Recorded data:
== == ==
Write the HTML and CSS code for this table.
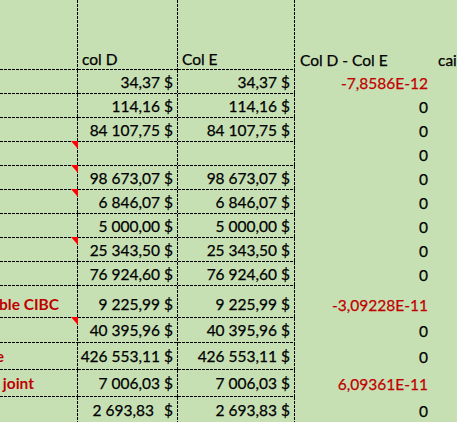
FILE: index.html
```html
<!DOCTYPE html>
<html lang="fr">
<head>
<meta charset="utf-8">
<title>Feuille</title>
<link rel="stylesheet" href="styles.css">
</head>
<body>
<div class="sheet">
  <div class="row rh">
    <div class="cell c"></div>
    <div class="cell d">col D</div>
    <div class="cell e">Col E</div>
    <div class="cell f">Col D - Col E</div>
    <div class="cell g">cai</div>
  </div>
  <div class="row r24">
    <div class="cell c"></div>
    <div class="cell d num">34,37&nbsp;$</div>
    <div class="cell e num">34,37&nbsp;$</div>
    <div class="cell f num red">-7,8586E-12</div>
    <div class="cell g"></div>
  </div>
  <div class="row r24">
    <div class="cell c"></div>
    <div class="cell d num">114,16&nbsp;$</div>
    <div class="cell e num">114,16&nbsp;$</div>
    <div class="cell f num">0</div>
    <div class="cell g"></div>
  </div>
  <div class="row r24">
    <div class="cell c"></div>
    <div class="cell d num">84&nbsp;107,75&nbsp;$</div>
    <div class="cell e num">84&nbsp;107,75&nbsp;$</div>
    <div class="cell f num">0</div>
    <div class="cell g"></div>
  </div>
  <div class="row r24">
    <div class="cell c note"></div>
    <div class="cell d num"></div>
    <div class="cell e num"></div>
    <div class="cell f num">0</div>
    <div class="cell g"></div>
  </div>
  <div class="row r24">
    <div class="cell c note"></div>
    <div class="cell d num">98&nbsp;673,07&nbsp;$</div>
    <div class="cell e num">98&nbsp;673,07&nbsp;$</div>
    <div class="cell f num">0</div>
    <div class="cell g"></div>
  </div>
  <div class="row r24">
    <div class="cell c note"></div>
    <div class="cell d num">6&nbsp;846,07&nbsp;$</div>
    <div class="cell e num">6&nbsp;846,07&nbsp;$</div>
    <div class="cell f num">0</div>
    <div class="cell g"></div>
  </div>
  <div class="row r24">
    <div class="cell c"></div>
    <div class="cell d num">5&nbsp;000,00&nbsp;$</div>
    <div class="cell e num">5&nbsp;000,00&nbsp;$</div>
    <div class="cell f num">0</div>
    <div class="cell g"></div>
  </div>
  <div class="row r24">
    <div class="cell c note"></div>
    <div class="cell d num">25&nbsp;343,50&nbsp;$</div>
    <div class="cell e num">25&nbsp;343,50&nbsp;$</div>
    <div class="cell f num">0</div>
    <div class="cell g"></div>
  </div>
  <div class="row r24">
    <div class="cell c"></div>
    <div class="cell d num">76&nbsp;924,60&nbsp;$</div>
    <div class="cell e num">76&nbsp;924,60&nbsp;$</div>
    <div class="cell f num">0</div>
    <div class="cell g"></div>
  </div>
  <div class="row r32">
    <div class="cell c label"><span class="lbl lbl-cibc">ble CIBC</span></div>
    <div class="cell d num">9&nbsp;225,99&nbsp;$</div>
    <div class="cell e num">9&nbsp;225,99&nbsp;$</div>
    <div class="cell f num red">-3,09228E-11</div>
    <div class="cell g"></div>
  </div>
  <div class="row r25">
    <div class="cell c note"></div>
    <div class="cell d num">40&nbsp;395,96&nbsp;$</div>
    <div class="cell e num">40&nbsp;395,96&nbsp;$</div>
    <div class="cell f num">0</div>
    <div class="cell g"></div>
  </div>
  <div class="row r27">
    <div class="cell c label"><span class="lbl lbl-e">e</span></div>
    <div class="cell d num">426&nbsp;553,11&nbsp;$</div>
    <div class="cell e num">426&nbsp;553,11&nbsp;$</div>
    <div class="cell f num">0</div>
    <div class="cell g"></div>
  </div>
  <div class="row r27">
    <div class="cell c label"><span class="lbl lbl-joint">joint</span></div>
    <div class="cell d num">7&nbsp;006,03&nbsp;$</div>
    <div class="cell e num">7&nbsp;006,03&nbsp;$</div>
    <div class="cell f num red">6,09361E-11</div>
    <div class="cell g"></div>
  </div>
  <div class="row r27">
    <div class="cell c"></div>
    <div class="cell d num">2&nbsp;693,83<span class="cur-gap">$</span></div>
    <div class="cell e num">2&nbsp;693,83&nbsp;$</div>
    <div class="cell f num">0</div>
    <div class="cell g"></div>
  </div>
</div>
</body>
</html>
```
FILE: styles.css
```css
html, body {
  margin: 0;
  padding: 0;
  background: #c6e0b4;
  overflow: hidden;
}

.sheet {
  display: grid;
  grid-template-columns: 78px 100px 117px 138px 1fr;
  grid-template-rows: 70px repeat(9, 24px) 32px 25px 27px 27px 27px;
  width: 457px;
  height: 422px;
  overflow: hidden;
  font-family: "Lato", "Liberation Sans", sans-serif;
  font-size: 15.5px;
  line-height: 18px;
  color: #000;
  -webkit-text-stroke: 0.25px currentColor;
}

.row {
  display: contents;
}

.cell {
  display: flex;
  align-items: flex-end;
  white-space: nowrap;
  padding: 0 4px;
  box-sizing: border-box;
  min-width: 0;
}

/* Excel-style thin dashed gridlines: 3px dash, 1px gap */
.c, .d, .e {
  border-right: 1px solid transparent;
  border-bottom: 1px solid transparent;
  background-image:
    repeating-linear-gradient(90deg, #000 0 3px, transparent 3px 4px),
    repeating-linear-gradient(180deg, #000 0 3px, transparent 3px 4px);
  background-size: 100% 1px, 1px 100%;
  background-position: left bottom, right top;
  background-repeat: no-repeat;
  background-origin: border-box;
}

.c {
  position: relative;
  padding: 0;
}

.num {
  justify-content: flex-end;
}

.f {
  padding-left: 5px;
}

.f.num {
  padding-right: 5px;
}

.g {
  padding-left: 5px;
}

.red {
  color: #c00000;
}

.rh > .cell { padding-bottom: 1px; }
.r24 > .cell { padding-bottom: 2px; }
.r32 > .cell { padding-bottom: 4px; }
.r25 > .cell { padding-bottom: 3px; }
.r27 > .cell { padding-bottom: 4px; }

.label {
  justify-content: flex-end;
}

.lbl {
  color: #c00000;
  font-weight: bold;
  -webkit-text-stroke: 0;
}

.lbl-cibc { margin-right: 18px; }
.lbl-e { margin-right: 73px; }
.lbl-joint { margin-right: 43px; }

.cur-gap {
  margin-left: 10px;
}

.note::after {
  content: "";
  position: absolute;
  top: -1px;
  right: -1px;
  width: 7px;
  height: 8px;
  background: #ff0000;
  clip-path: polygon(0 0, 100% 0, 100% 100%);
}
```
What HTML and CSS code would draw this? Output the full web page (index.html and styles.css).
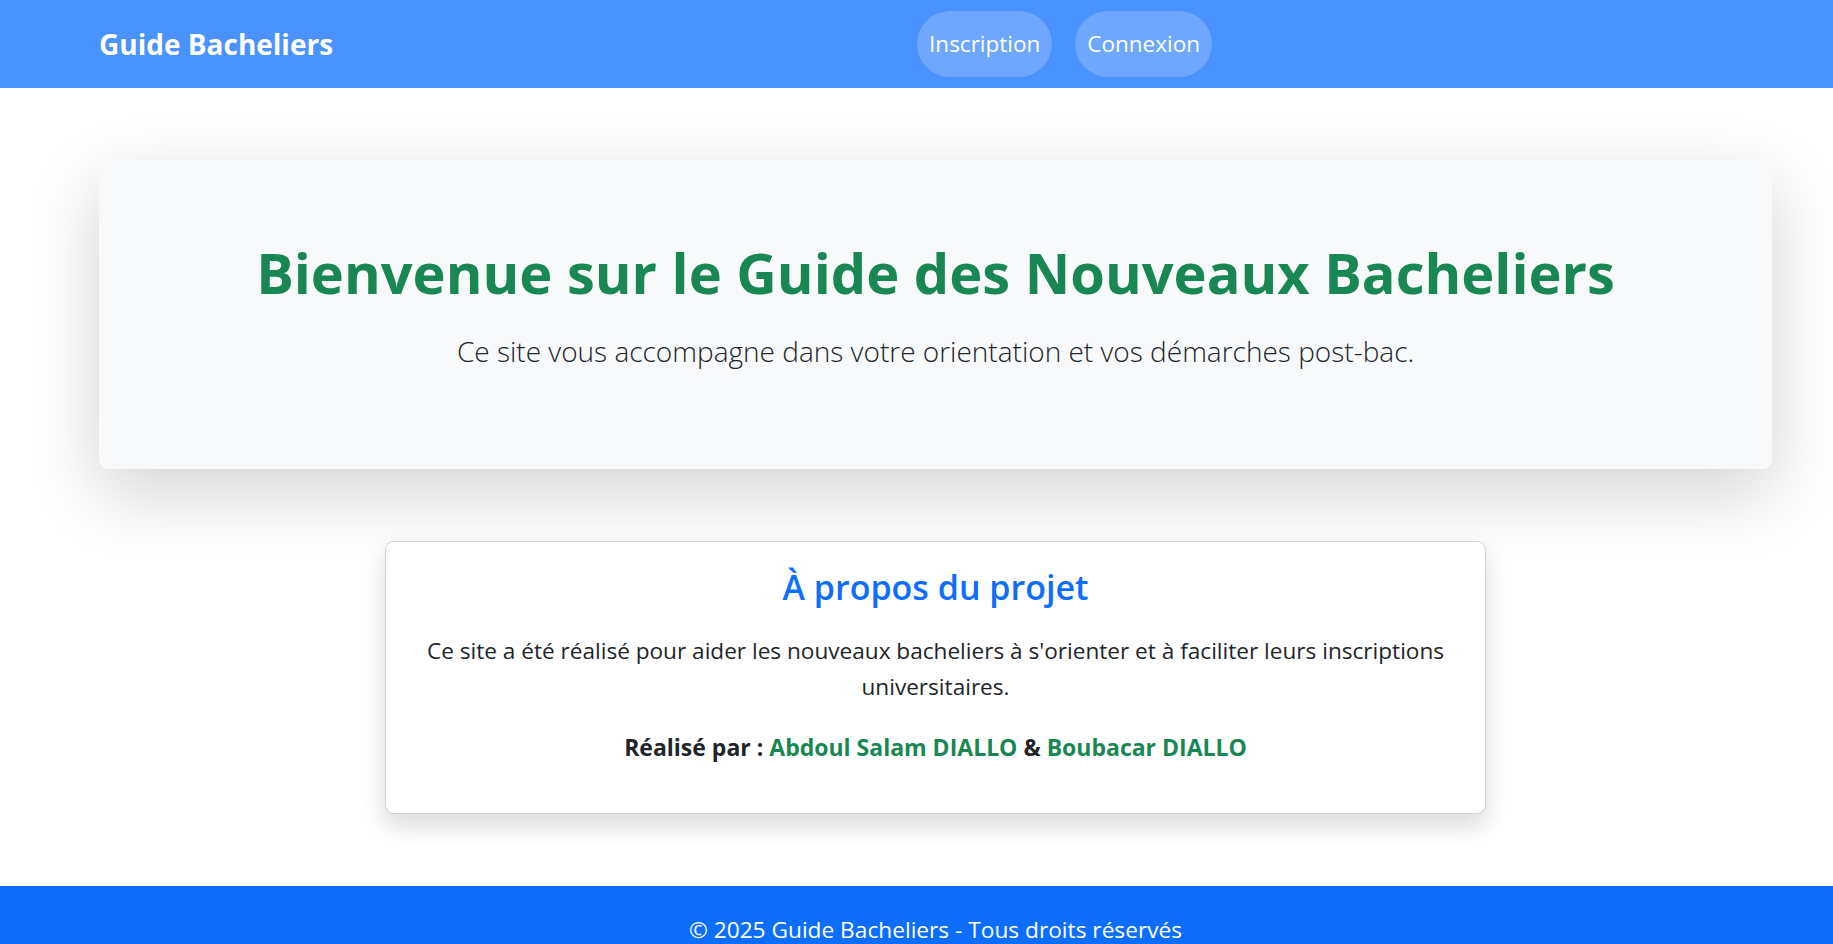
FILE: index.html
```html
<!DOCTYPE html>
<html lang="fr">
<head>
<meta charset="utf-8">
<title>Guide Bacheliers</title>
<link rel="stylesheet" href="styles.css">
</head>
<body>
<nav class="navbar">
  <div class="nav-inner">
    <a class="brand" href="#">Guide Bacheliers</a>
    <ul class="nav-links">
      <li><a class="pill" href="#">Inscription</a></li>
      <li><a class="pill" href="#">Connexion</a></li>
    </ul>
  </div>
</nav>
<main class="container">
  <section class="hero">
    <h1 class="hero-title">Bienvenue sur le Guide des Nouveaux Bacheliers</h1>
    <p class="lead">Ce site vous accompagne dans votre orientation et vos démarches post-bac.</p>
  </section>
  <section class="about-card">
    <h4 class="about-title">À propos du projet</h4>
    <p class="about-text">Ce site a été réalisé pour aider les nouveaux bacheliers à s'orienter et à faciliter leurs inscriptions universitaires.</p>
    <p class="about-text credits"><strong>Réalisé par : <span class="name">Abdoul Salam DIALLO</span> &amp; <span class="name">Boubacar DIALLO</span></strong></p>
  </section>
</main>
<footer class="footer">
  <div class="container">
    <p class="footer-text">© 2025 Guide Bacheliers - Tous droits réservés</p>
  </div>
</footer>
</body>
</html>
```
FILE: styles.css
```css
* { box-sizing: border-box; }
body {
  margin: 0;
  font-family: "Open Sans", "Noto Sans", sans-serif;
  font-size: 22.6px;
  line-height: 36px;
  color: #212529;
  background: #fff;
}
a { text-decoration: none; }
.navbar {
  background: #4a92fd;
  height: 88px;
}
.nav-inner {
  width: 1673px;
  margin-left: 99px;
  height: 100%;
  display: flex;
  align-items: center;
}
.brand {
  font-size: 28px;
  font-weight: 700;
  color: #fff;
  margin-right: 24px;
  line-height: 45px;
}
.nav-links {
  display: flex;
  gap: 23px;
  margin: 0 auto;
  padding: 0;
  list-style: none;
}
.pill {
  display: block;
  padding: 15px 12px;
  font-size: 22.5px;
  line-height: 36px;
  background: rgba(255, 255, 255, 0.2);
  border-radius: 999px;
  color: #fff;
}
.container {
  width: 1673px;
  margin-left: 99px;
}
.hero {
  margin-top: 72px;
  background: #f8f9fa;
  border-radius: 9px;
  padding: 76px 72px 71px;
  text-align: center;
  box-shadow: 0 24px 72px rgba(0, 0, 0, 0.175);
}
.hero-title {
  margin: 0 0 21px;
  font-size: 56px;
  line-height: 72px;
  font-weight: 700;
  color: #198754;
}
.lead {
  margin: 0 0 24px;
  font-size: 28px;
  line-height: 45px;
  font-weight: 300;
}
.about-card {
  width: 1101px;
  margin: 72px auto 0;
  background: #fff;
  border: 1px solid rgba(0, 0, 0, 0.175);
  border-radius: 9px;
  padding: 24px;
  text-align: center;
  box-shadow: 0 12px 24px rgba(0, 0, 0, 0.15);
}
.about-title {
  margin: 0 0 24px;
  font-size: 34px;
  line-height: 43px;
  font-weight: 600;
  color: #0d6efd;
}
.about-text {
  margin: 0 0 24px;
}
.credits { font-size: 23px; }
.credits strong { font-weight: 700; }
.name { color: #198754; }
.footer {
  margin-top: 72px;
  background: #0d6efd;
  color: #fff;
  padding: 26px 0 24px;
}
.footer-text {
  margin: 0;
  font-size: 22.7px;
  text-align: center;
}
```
== == ==
### EXERCISE REQUIREMENTS:
Filter the listing for the word "code" and copy every line that holds it.

### OUTPUT FOR THIS TASK:
Write the HTML and CSS code for this table.
What HTML and CSS code would draw this? Output the full web page (index.html and styles.css).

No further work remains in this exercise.